* [Given task] Return the material exactly as supplied, apart from the pictures, which are omitted.
--- begin Information supplied ---
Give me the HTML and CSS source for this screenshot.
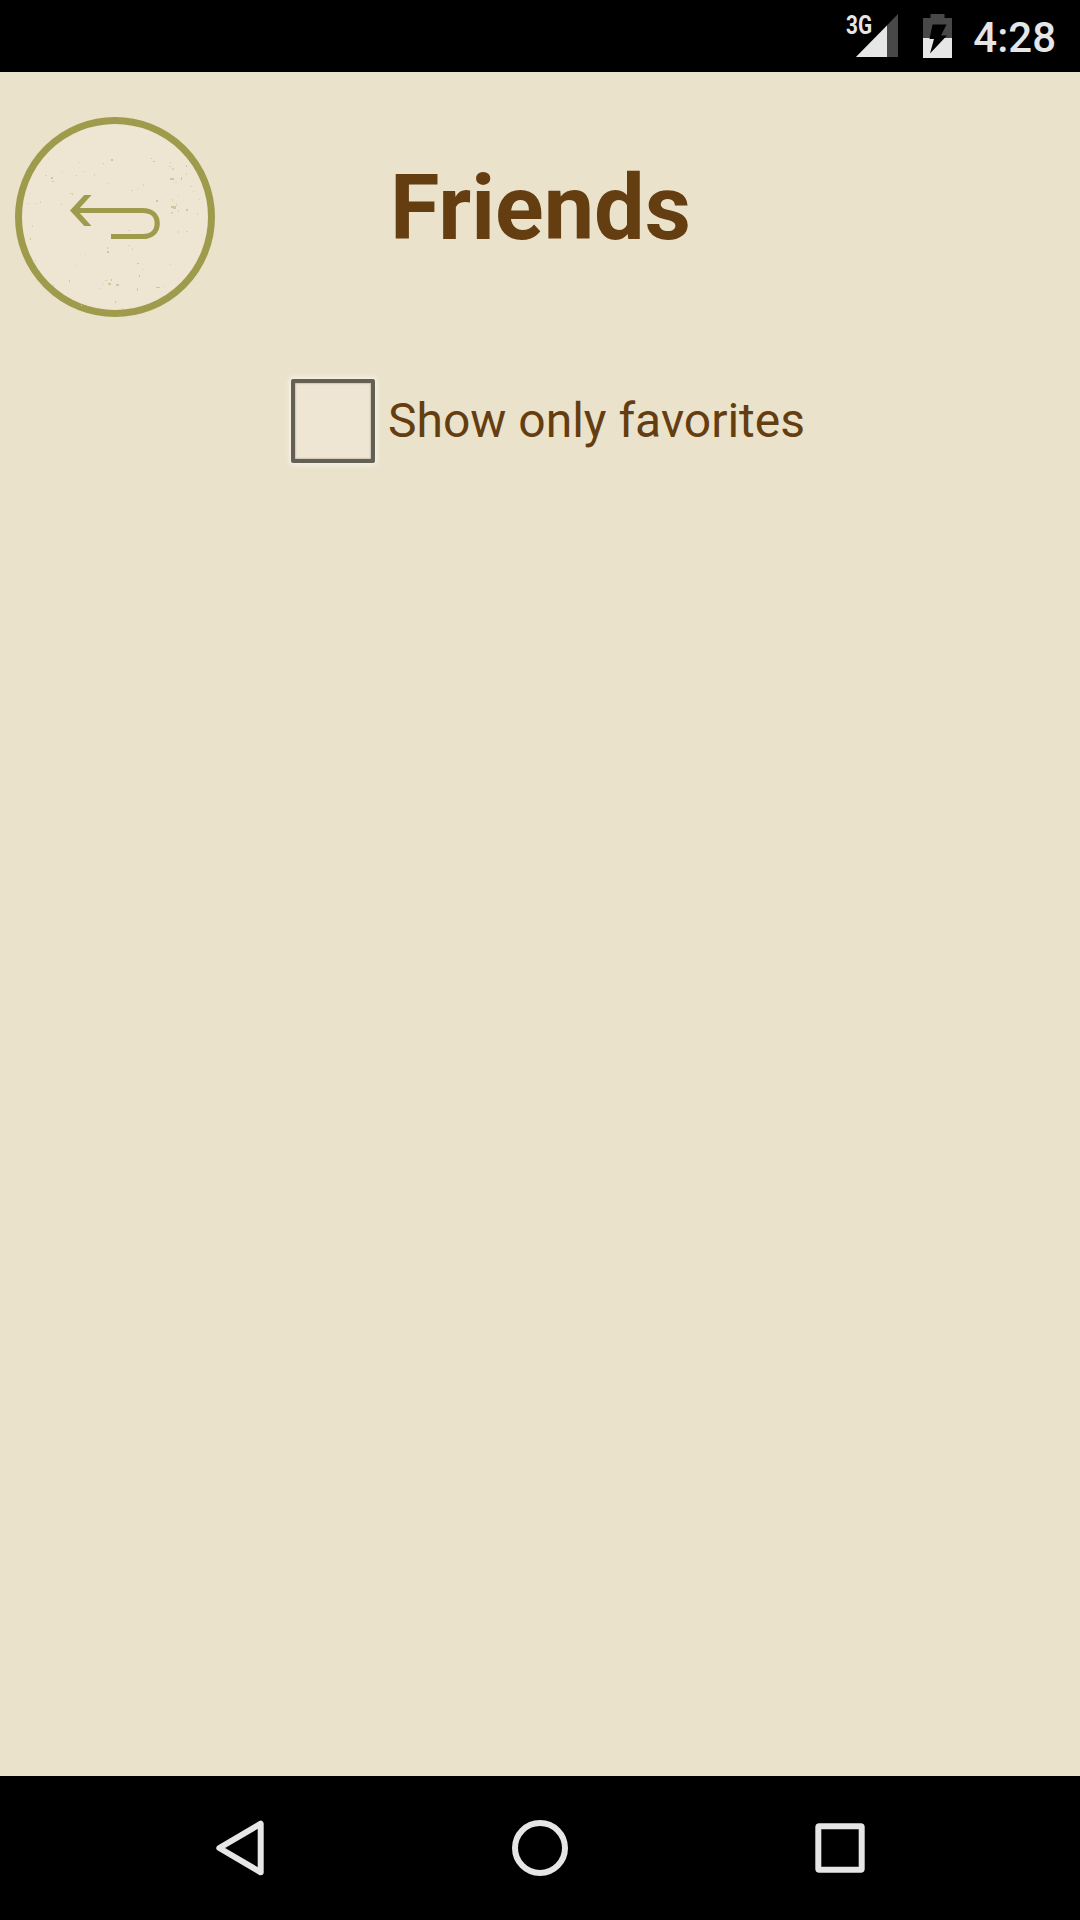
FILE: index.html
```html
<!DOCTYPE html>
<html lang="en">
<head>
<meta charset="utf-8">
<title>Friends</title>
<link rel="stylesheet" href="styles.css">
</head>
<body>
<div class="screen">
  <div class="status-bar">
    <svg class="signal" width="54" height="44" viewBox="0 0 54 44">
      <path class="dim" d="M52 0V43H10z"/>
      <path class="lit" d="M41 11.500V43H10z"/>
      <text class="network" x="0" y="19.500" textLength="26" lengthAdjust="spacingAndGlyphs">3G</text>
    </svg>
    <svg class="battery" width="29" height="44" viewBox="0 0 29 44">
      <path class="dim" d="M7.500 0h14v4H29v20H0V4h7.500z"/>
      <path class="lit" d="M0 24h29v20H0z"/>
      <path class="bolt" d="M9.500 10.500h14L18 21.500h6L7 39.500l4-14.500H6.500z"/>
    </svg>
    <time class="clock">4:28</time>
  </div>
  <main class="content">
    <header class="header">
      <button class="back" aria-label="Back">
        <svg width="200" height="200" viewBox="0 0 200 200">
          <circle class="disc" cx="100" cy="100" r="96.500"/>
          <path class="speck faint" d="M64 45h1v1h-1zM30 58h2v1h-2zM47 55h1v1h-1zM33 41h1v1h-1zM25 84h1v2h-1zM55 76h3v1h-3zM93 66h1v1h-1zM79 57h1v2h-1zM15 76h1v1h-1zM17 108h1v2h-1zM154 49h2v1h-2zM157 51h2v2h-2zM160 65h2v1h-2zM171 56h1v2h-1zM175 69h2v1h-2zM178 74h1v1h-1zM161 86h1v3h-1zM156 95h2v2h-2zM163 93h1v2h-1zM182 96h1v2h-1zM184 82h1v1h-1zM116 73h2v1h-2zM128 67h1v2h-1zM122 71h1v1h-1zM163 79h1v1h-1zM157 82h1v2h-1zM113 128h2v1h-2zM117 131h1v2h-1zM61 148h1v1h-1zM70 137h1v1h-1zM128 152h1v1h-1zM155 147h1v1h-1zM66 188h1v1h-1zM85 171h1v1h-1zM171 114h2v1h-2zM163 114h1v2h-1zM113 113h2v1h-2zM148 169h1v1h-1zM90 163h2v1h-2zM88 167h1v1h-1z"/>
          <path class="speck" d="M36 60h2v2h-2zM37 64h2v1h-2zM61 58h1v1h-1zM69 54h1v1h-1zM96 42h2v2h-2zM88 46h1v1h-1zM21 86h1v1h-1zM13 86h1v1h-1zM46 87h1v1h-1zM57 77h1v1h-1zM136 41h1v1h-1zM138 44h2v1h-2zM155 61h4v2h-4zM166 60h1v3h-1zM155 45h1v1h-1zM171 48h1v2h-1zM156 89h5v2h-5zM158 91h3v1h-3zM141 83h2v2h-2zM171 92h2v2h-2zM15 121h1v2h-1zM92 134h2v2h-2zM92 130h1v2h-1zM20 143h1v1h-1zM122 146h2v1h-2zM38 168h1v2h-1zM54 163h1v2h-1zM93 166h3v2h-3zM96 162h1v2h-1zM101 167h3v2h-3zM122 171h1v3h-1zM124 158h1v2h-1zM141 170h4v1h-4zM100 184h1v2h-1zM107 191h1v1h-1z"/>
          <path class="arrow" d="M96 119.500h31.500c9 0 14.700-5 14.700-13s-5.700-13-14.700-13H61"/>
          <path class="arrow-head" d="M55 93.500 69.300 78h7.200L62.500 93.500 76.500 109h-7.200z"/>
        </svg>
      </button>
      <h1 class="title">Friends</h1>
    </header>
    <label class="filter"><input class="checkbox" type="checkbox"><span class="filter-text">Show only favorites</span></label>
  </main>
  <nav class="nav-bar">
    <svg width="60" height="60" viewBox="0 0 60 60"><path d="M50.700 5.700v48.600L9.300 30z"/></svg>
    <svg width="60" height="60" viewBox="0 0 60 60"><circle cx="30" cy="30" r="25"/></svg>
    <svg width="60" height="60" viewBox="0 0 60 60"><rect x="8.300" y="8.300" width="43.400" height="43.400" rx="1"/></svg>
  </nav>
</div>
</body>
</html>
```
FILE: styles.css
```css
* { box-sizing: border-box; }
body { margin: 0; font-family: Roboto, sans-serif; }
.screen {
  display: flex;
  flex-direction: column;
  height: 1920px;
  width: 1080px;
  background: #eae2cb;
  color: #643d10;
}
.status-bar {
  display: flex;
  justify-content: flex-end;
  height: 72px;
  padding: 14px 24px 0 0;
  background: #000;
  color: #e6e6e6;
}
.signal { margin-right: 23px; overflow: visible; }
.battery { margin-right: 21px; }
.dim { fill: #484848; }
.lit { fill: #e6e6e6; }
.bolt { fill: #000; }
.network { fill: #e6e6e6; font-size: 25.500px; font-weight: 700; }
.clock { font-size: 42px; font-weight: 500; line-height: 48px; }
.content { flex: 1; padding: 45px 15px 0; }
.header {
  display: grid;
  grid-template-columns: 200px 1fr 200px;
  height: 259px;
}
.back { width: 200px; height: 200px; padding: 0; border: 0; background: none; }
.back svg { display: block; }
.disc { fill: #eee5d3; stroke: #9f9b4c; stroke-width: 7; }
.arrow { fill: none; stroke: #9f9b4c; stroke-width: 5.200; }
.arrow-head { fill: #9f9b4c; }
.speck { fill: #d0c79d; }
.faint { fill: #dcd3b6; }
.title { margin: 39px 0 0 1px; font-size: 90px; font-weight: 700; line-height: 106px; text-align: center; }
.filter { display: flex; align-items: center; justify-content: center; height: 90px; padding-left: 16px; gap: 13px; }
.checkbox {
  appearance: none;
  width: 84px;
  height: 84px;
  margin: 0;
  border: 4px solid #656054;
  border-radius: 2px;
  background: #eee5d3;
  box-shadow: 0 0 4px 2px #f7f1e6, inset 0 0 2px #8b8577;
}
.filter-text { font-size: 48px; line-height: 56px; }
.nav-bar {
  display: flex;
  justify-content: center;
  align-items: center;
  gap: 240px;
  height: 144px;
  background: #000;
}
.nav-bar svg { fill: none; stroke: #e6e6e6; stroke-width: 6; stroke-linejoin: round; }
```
--- end Information supplied ---
* [Final answer]
Give me the HTML and CSS source for this screenshot.
FILE: index.html
```html
<!DOCTYPE html>
<html lang="en">
<head>
<meta charset="utf-8">
<title>Friends</title>
<link rel="stylesheet" href="styles.css">
</head>
<body>
<div class="screen">
  <div class="status-bar">
    <svg class="signal" width="54" height="44" viewBox="0 0 54 44">
      <path class="dim" d="M52 0V43H10z"/>
      <path class="lit" d="M41 11.500V43H10z"/>
      <text class="network" x="0" y="19.500" textLength="26" lengthAdjust="spacingAndGlyphs">3G</text>
    </svg>
    <svg class="battery" width="29" height="44" viewBox="0 0 29 44">
      <path class="dim" d="M7.500 0h14v4H29v20H0V4h7.500z"/>
      <path class="lit" d="M0 24h29v20H0z"/>
      <path class="bolt" d="M9.500 10.500h14L18 21.500h6L7 39.500l4-14.500H6.500z"/>
    </svg>
    <time class="clock">4:28</time>
  </div>
  <main class="content">
    <header class="header">
      <button class="back" aria-label="Back">
        <svg width="200" height="200" viewBox="0 0 200 200">
          <circle class="disc" cx="100" cy="100" r="96.500"/>
          <path class="speck faint" d="M64 45h1v1h-1zM30 58h2v1h-2zM47 55h1v1h-1zM33 41h1v1h-1zM25 84h1v2h-1zM55 76h3v1h-3zM93 66h1v1h-1zM79 57h1v2h-1zM15 76h1v1h-1zM17 108h1v2h-1zM154 49h2v1h-2zM157 51h2v2h-2zM160 65h2v1h-2zM171 56h1v2h-1zM175 69h2v1h-2zM178 74h1v1h-1zM161 86h1v3h-1zM156 95h2v2h-2zM163 93h1v2h-1zM182 96h1v2h-1zM184 82h1v1h-1zM116 73h2v1h-2zM128 67h1v2h-1zM122 71h1v1h-1zM163 79h1v1h-1zM157 82h1v2h-1zM113 128h2v1h-2zM117 131h1v2h-1zM61 148h1v1h-1zM70 137h1v1h-1zM128 152h1v1h-1zM155 147h1v1h-1zM66 188h1v1h-1zM85 171h1v1h-1zM171 114h2v1h-2zM163 114h1v2h-1zM113 113h2v1h-2zM148 169h1v1h-1zM90 163h2v1h-2zM88 167h1v1h-1z"/>
          <path class="speck" d="M36 60h2v2h-2zM37 64h2v1h-2zM61 58h1v1h-1zM69 54h1v1h-1zM96 42h2v2h-2zM88 46h1v1h-1zM21 86h1v1h-1zM13 86h1v1h-1zM46 87h1v1h-1zM57 77h1v1h-1zM136 41h1v1h-1zM138 44h2v1h-2zM155 61h4v2h-4zM166 60h1v3h-1zM155 45h1v1h-1zM171 48h1v2h-1zM156 89h5v2h-5zM158 91h3v1h-3zM141 83h2v2h-2zM171 92h2v2h-2zM15 121h1v2h-1zM92 134h2v2h-2zM92 130h1v2h-1zM20 143h1v1h-1zM122 146h2v1h-2zM38 168h1v2h-1zM54 163h1v2h-1zM93 166h3v2h-3zM96 162h1v2h-1zM101 167h3v2h-3zM122 171h1v3h-1zM124 158h1v2h-1zM141 170h4v1h-4zM100 184h1v2h-1zM107 191h1v1h-1z"/>
          <path class="arrow" d="M96 119.500h31.500c9 0 14.700-5 14.700-13s-5.700-13-14.700-13H61"/>
          <path class="arrow-head" d="M55 93.500 69.300 78h7.200L62.500 93.500 76.500 109h-7.200z"/>
        </svg>
      </button>
      <h1 class="title">Friends</h1>
    </header>
    <label class="filter"><input class="checkbox" type="checkbox"><span class="filter-text">Show only favorites</span></label>
  </main>
  <nav class="nav-bar">
    <svg width="60" height="60" viewBox="0 0 60 60"><path d="M50.700 5.700v48.600L9.300 30z"/></svg>
    <svg width="60" height="60" viewBox="0 0 60 60"><circle cx="30" cy="30" r="25"/></svg>
    <svg width="60" height="60" viewBox="0 0 60 60"><rect x="8.300" y="8.300" width="43.400" height="43.400" rx="1"/></svg>
  </nav>
</div>
</body>
</html>
```
FILE: styles.css
```css
* { box-sizing: border-box; }
body { margin: 0; font-family: Roboto, sans-serif; }
.screen {
  display: flex;
  flex-direction: column;
  height: 1920px;
  width: 1080px;
  background: #eae2cb;
  color: #643d10;
}
.status-bar {
  display: flex;
  justify-content: flex-end;
  height: 72px;
  padding: 14px 24px 0 0;
  background: #000;
  color: #e6e6e6;
}
.signal { margin-right: 23px; overflow: visible; }
.battery { margin-right: 21px; }
.dim { fill: #484848; }
.lit { fill: #e6e6e6; }
.bolt { fill: #000; }
.network { fill: #e6e6e6; font-size: 25.500px; font-weight: 700; }
.clock { font-size: 42px; font-weight: 500; line-height: 48px; }
.content { flex: 1; padding: 45px 15px 0; }
.header {
  display: grid;
  grid-template-columns: 200px 1fr 200px;
  height: 259px;
}
.back { width: 200px; height: 200px; padding: 0; border: 0; background: none; }
.back svg { display: block; }
.disc { fill: #eee5d3; stroke: #9f9b4c; stroke-width: 7; }
.arrow { fill: none; stroke: #9f9b4c; stroke-width: 5.200; }
.arrow-head { fill: #9f9b4c; }
.speck { fill: #d0c79d; }
.faint { fill: #dcd3b6; }
.title { margin: 39px 0 0 1px; font-size: 90px; font-weight: 700; line-height: 106px; text-align: center; }
.filter { display: flex; align-items: center; justify-content: center; height: 90px; padding-left: 16px; gap: 13px; }
.checkbox {
  appearance: none;
  width: 84px;
  height: 84px;
  margin: 0;
  border: 4px solid #656054;
  border-radius: 2px;
  background: #eee5d3;
  box-shadow: 0 0 4px 2px #f7f1e6, inset 0 0 2px #8b8577;
}
.filter-text { font-size: 48px; line-height: 56px; }
.nav-bar {
  display: flex;
  justify-content: center;
  align-items: center;
  gap: 240px;
  height: 144px;
  background: #000;
}
.nav-bar svg { fill: none; stroke: #e6e6e6; stroke-width: 6; stroke-linejoin: round; }
```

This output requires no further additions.